Aturan tersebut menunjukkan, simpanan peserta ditetapkan sebesar 3% dari gaji atau upah peserta, atau dari penghasilan untuk peserta pekerja mandiri.
Iuran Tapera bagi peserta pekerja ditanggung bersama, yaitu pemberi kerja sebesar 0,5% dan pekerja sebesar 2,5%. Sementara untuk peserta pekerja mandiri seluruh simpanan ditanggung olehnya.
Gaji Karyawan Dipotong Iuran Tapera, DPR: Pekerja Makin Terhimpit
Sebelumnya, Masyarakat kembali ramai dengan adanya Peraturan Pemerintah Nomor 21 Tahun 2024 tentang Penyelenggaraan Tabungan Perumahan Rakyat (Tapera).
Anggota Komisi IX DPR RI Fraksi PDI Perjuangan, Edy Wuryanto, menilai berbagai kekhawatiran yang dilontarkan masyarakat ini merupakan hal yang wajar, karena berkaitan dengan pemotongan gaji pegawai untuk iuran Tapera di saat kebutuhan hidup makin menghimpit.
“Pekerja dan pengusaha wajib ikut Tapera, namun pekerja tidak otomatis mendapat manfaat Tapera,” kata Edy dalam keterangan tertulisnya, Rabu (29/5/2024).
Hal ini mengacu pada Pasal 38 ayat 1b dan 1c yang menyebut syarat pekerja yang akan mendapatkan manfaat adalah yang termasuk golongan masyarakat berpenghasilan rendah dan belum memiliki rumah.
Lalu pada Pasal 39 ayat 2c yang menyatakan pemberian manfaat berdasarkan tingkat kemendesakan kepemilikan rumah yang dinilai oleh BP Tapera.
"Ini artinya BP Tapera akan menentukan juga akses ke manfaat Tapera yang berupa KPR, pembangunan rumah, atau renovasi rumah," ujarnya.
Melihat ini, menurutnya Tapera berbeda dengan BPJS yang mengutamakan asas gotong royong dan dapat dirasakan manfaatnya bagi seluruh pesertanya.
Politisi PDI Perjuangan ini juga melihat dana yang dikumpulkan di Tapera tidak mendapatkan kepastian timbal hasil. Edy pun membandingkan dengan Jaminan Hari Tua (JHT) pada BPJS Ketenagakerjaan yang imbal hasilnya minimal dengan rata-rata suku bunga deposito di bank pemerintah. Bahkan selama ini rata-rata imbal hasil yang dikembalikan pada peserta JHT di atas rata-rata suku bunga bank.

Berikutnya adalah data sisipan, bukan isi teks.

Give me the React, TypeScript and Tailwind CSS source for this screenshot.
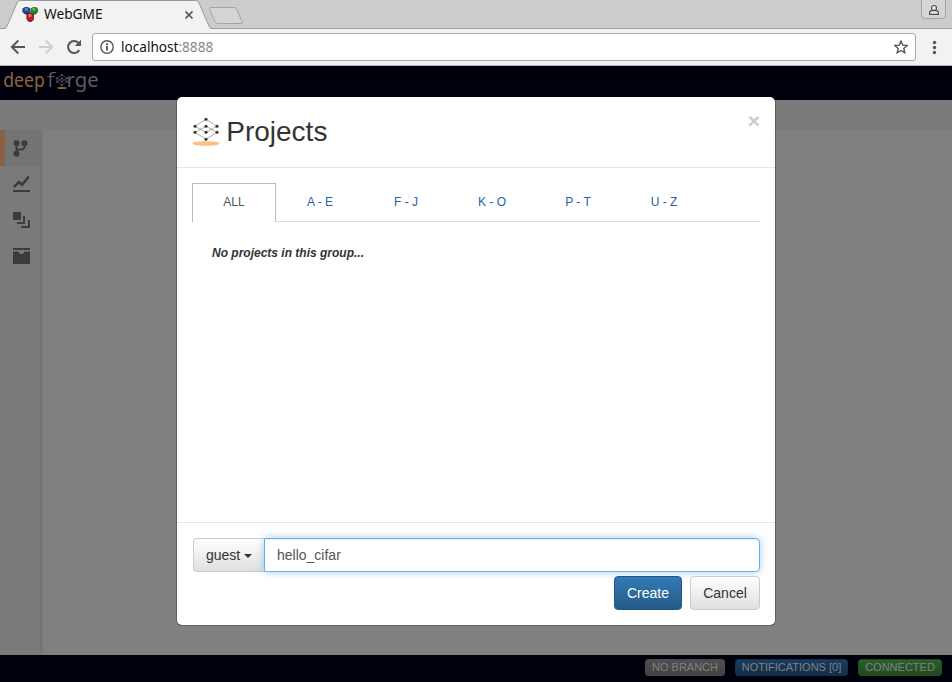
import React from "react";

const sans = "font-['Liberation_Sans',Arial,sans-serif]";
const ui = "font-['Noto_Sans',sans-serif]";

function BrowserTabs() {
  return (
    <div className="relative flex h-[29px] shrink-0 bg-[#cccccc]">
      <svg className="absolute inset-0" width="952" height="29" viewBox="0 0 952 29">
        <path d="M0 28.5H952" stroke="#a0a0a0" />
        <path d="M0 29V28.5H4Q6 28.5 7 26L17 3Q18 .5 20 .5H196Q198 .5 199 3L209 26Q210 28.5 212 28.5V29Z" fill="#f2f2f2" stroke="#999" />
        <path d="M0 28.5H4M212 28.5H214" stroke="#a0a0a0" />
        <path d="M6 29H210" stroke="#f2f2f2" strokeWidth="2" />
        <path d="M211 7.5H234Q236 7.5 237 9.500L242 21.500Q243 23.500 241 23.500H218Q216 23.500 215 21.500L209.500 9.500Q209 7.500 211 7.500Z" fill="#d4d4d4" stroke="#a3a3a3" />
        <path d="M921.500 0V15Q921.500 18.500 925 18.500H942Q945.500 18.500 945.500 15V0" fill="#d5d5d5" stroke="#a3a3a3" />
        <circle cx="934" cy="8" r="2.500" fill="#eee" stroke="#4d4d4d" strokeWidth="1.200" />
        <path d="M929.600 14.400V13Q929.600 10.800 932 10.600H936Q938.400 10.800 938.400 13V14.400Z" fill="#eee" stroke="#4d4d4d" strokeWidth="1.200" />
      </svg>
      <div className="relative flex h-[28px] w-[200px] items-center pl-[22px]">
        <svg width="17" height="17" viewBox="0 0 17 17">
          <path d="M3 1H6L8.300 2.500V6L6 8H2.500L.3 6V2.800Z" fill="#24468f" />
          <path d="M11 1H14L16 2.800V6L14 8H10.500L8.500 6V2.500Z" fill="#268423" />
          <path d="M6.500 7H10L12 9V13L10 15.500H6.500L4.300 13V9Z" fill="#c21b20" />
          <circle cx="4.300" cy="3.300" r="1.600" fill="#6484c0" />
          <circle cx="11.800" cy="3.200" r="1.600" fill="#67b456" />
          <circle cx="8" cy="9.500" r="1.700" fill="#ef6868" />
          <path d="M2.500 7.500L5 8.500 8 6.300 11 8.500 14 7.500M5 13.500L8 15.800 11.500 13.500" fill="none" stroke="#222" strokeWidth=".8" />
        </svg>
        <span className={`${ui} ml-[5px] text-[13.700px] leading-7 text-[#111]`}>WebGME</span>
        <svg className="absolute left-[185px] top-[11px]" width="9" height="9" viewBox="0 0 9 9">
          <path d="M.5 .5L7.500 7.500M7.500 .5L.5 7.500" stroke="#555" strokeWidth="1.700" />
        </svg>
      </div>
    </div>
  );
}

function AddressBar() {
  return (
    <div className="flex h-[37px] shrink-0 items-center border-b border-[#b2b4b2] bg-[#f2f2f2] pl-[10px]">
      <svg width="16" height="16" viewBox="0 0 16 16" fill="none" stroke="#555" strokeWidth="1.900">
        <path d="M15 8H2M8.300 1.500L1.800 8L8.300 14.500" />
      </svg>
      <svg className="ml-3" width="16" height="16" viewBox="0 0 16 16" fill="none" stroke="#d0d0d0" strokeWidth="1.900">
        <path d="M1 8H14M7.700 1.500L14.200 8L7.700 14.500" />
      </svg>
      <svg className="ml-3" width="16" height="16" viewBox="0 0 16 16">
        <path d="M13.300 11A6 6 0 1 1 12.500 3.900" fill="none" stroke="#555" strokeWidth="2" />
        <path d="M15 .8V7H8.800Z" fill="#555" />
      </svg>
      <div className="ml-[10px] flex h-7 w-[824px] items-center rounded-[3px] border border-[#a9a9a9] bg-white pl-[7px]">
        <svg width="14" height="14" viewBox="0 0 14 14" fill="none" stroke="#555">
          <circle cx="7" cy="7" r="6.200" strokeWidth="1.400" />
          <path d="M7 6V10.500M7 3.300V5" strokeWidth="1.900" />
        </svg>
        <span className={`${ui} ml-[7px] text-[13.600px] leading-6 text-[#111]`}>
          localhost<span className="text-[#888]">:8888</span>
        </span>
        <svg className="ml-auto mr-[7px]" width="14" height="14" viewBox="0 0 14 14">
          <path d="M7 1L8.700 5.100 13.200 5.500 9.800 8.400 10.800 12.800 7 10.500 3.200 12.800 4.200 8.400 .8 5.500 5.300 5.100Z" fill="none" stroke="#555" strokeWidth="1.400" />
        </svg>
      </div>
      <svg className="ml-4" width="5" height="15" viewBox="0 0 5 15" fill="#555">
        <circle cx="2.500" cy="2.500" r="1.700" />
        <circle cx="2.500" cy="7.500" r="1.700" />
        <circle cx="2.500" cy="12.500" r="1.700" />
      </svg>
    </div>
  );
}

function Network({ color, dot, line }: { color: string; dot: number; line: number }) {
  return (
    <g>
      <path d="M14 1.500L3 8.500L14 14.500L25 8.500ZM14 8.500L3 14.500L14 21.500L25 14.500Z" fill="none" stroke={color} strokeWidth={line} strokeOpacity=".8" />
      {[[14, 1.500], [3, 8.500], [14, 8.500], [25, 8.500], [3, 14.500], [14, 14.500], [25, 14.500], [14, 21.500]].map(([x, y]) => (
        <circle key={`${x}-${y}`} cx={x} cy={y} r={dot} fill={color} />
      ))}
    </g>
  );
}

function Header() {
  return (
    <div className="h-[34px] shrink-0 bg-[#00000d]">
      <svg width="104" height="34" viewBox="0 0 104 34" className="font-['Noto_Sans',sans-serif]">
        <text transform="translate(3.300 21) scale(.88 1)" fontSize="20" fill="#8e653f">deep</text>
        <text transform="translate(46.500 21) scale(1.350 1)" fontSize="20" fontWeight="300" fill="#5c5c62">f</text>
        <g transform="translate(55.500 8) scale(.46 .52)">
          <Network color="#74747e" dot={1.700} line={1.300} />
        </g>
        <ellipse cx="62" cy="22" rx="4.800" ry="1.100" fill="#8e653f" />
        <text transform="translate(66.500 21) scale(1.020 1)" fontSize="20" fill="#5c5c62">rge</text>
      </svg>
    </div>
  );
}

function Sidebar() {
  const cell = "flex h-9 items-center pb-[2px] pl-[13px]";
  return (
    <div className="w-[40px] shrink-0 bg-[#7a7a7a] shadow-[1px_0_4px_rgba(0,0,0,0.2)]">
      <div className="flex h-9 items-center border-l-[5px] border-[#8c6042] bg-[#747474] pl-2">
        <svg width="16" height="17" viewBox="0 0 16 17" fill="#3b3b3b">
          <circle cx="3.500" cy="3.300" r="3" />
          <circle cx="11.500" cy="3.300" r="3" />
          <circle cx="3.500" cy="13.700" r="3" />
          <path d="M3.500 3V14M11.500 3V7.500L9.500 9.500H3.500" fill="none" stroke="#3b3b3b" strokeWidth="1.900" />
        </svg>
      </div>
      <div className={cell}>
        <svg width="17" height="17" viewBox="0 0 17 17">
          <path d="M.8 12L6 7L9 9.800L15.800 1.500" fill="none" stroke="#3b3b3b" strokeWidth="2.600" />
          <path d="M0 16H17" stroke="#3b3b3b" strokeWidth="2" />
        </svg>
      </div>
      <div className={cell}>
        <svg width="17" height="17" viewBox="0 0 17 17">
          <path d="M0 1H8V9H0Z" fill="#3b3b3b" />
          <path d="M11 5V12H4M16 9V16H8" fill="none" stroke="#3b3b3b" strokeWidth="2" />
        </svg>
      </div>
      <div className={cell}>
        <svg width="17" height="17" viewBox="0 0 17 17" fill="#3b3b3b">
          <path d="M0 1H17V3H0Z" />
          <path d="M0 4.500H5.500Q6 7 8.500 7T11.500 4.500H17V17H0Z" />
        </svg>
      </div>
    </div>
  );
}

function Footer() {
  const badge = "flex h-[17px] items-center justify-center rounded-[3px] border text-[11px] text-[#808080]";
  return (
    <div className={`${sans} flex h-[27px] shrink-0 items-start justify-end gap-[10px] bg-[#00000d] pr-[10px] pt-1`}>
      <div className={`${badge} w-20 border-[#4a4a4a] bg-linear-to-b from-[#505050] to-[#424242]`}>NO BRANCH</div>
      <div className={`${badge} w-[113px] border-[#12304d] bg-linear-to-b from-[#193d5e] to-[#132d47]`}>NOTIFICATIONS [0]</div>
      <div className={`${badge} w-[84px] border-[#1d4e1d] bg-linear-to-b from-[#2b602b] to-[#204b20]`}>CONNECTED</div>
    </div>
  );
}

function ProjectsDialog() {
  const groups = ["A - E", "F - J", "K - O", "P - T", "U - Z"];
  return (
    <div className={`${sans} absolute left-[176px] top-[96px] flex h-[530px] w-[600px] flex-col rounded-[6px] border border-black/25 bg-white bg-clip-padding text-[#333]`}>
      <div className="flex h-[71px] shrink-0 border-b border-[#e5e5e5] pl-[15px] pr-[15px]">
        <svg className="mt-[20px]" width="28" height="30" viewBox="0 0 28 30">
          <g transform="translate(0 .8)"><Network color="#333333" dot={1.500} line={0.5} /></g>
          <ellipse cx="14" cy="26.500" rx="13.500" ry="2.300" fill="#ffbd80" />
        </svg>
        <h1 className="ml-[6.250px] mt-[15px] text-[28px] leading-[40px]">Projects</h1>
        <span className="ml-auto mt-[13px] text-[21px] font-bold leading-[21px] text-[#ccc]">×</span>
      </div>
      <div className="grow px-[15px] pt-[15px] text-[12px]">
        <div className="flex h-[39px] border-b border-[#ddd]">
          <div className="flex h-[39px] w-[84px] items-center justify-center border border-b-0 border-[#bbb] bg-white pb-[2px] text-[#555]">ALL</div>
          {groups.map((g) => (
            <div key={g} className="ml-[2px] flex w-[84px] items-center justify-center text-[#2a5ea8]">{g}</div>
          ))}
        </div>
        <p className="ml-5 mt-[23px] font-bold italic leading-[17px]">No projects in this group...</p>
      </div>
      <div className="h-[103px] shrink-0 border-t border-[#e5e5e5] px-[15px] pl-4 pt-[15px] text-[14px]">
        <div className="flex h-[34px]">
          <button className="flex w-[71px] items-center rounded-l-[4px] border border-r-0 border-[#ccc] bg-linear-to-b from-white to-[#e0e0e0] pl-3">
            guest
            <svg className="ml-1 mt-px" width="8" height="4" viewBox="0 0 8 4"><path d="M0 0H8L4 4Z" fill="#333" /></svg>
          </button>
          <div className="flex grow items-center rounded-r-[4px] border border-[#66afe9] bg-white pl-3 text-[#555] shadow-[inset_0_1px_1px_rgba(0,0,0,0.075),0_0_8px_rgba(102,175,233,0.6)]">
            hello_cifar
          </div>
        </div>
        <div className="relative mt-1 flex h-[34px] justify-end gap-2">
          <button className="w-[68px] rounded-[4px] border border-[#245580] bg-linear-to-b from-[#337ab7] to-[#265a88] text-white">Create</button>
          <button className="w-[70px] rounded-[4px] border border-[#ccc] bg-linear-to-b from-white to-[#e0e0e0]">Cancel</button>
        </div>
      </div>
    </div>
  );
}

export default function App() {
  return (
    <div className="relative flex h-[682px] w-[952px] flex-col overflow-hidden bg-[#808080]">
      <BrowserTabs />
      <AddressBar />
      <Header />
      <div className="h-[30px] shrink-0 bg-[#7a7a7a]" />
      <div className="flex min-h-0 grow overflow-hidden">
        <Sidebar />
      </div>
      <Footer />
      <ProjectsDialog />
    </div>
  );
}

“Saat ini sudah ada fasilitas di BPJS Ketenagakerjaan yang memberikan manfaat yang sama dengan UU Tapera. Ada program namanya Manfaat Layanan Tambahan (MLT) Perumahan program JHT yang dikelola BPJS Ketenagakerjaan,” ujar Edy.
Advertisement
Maksimalkan MLT Perumahan
Ia melihat akan ada overlapping antara MLT Perumahan dan UU Tapera. Dia pun meminta agar memaksimalkan MLT perumahan untuk pekerja, sehingga pekerja dan pengusaha swasta tidak diwajibkan ikut Tapera.
“Dengan diwajibkan membayar iuran Tapera 2,5 persen dari pekerja dan 0,5 persen dari pengusaha maka akan menggangu upah buruh dan cash flow perusahaan,” imbuhnya.
Edy mengusulkan agar pemerintah sebaiknya fokus saja untuk pemenuhan kebutuhan rumah untuk ASN dan masyarakat miskin. Pembiayaan perumahan rakyat miskin diberikan dengan skema Penerima Bantuan Iuran (PBI) seperti di Program JKN. Sumber dananya bisa dari Dana Fasilitas Likuiditas Pembiayaan Perumahan yang berasal dari APBN..
“Yang terjadi di lapangan itu harga bahan pokok mahal, harga properti tidak dapat dijangkau. Masyarakat benar-benar dihimpit,” pungkas Edy.